1. The history, morphology and technics of counting of basophils have been briefly reviewed.

2. A marked relative and absolute increase of basophils was always found in chronic myelogenous leukemia. Moderate relative and absolute increases of basophils usually occurred in myeloid metaplasias (including polycythemia vera with leukocytosis). In some cases of iron-deficiency, hemolytic and toxic anemias of long standing there may be moderate increases of blood basophils.

3. Marked relative and absolute decreases of basophils occurred in almost all cases of neutrophilic leukocytosis or leukemoid reaction, associated with infection, neoplasia, tissue necrosis or acute anemia. Patients with chronic lymphatic leukemia, monocytic leukemia or acute leukemia almost always have relative and absolute decreases of circulating basophils.

4. In our experience there is no evidence that basophils possess any peculiar radioresistant qualities.
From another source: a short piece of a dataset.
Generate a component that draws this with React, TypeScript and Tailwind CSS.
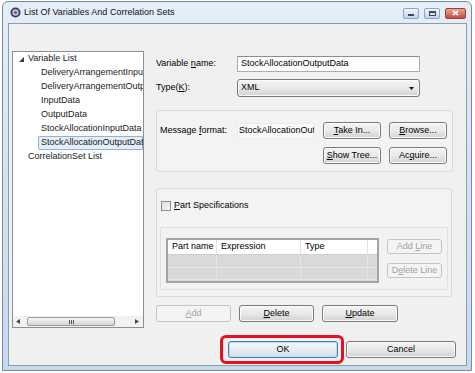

In general, the basophils fall proportionately with the decline of leukocyte counts during Myleran, P32 and x-ray therapy of chronic myelogenous leukemia and myeloid metaplasia. The suppressing action of these therapeutic agents seems to be on the proliferating blast cell.

5. The function of the basophils is not known, but it has been postulated that they might act as "heparinocytes," inhibiting clotting and stasis of blood and lymph in areas of inflammation.

6. There is suggestive evidence that the basophilopenia in cases of infection, neoplasia, tissue necrosis and acute anemia is analogous to the eosinophilopenia of the "stress reaction" mediated via the adrenal glands; however, it must be admitted that this has not been unequivocally established, and other mechanisms may play a role in controlling the levels of circulating basophils.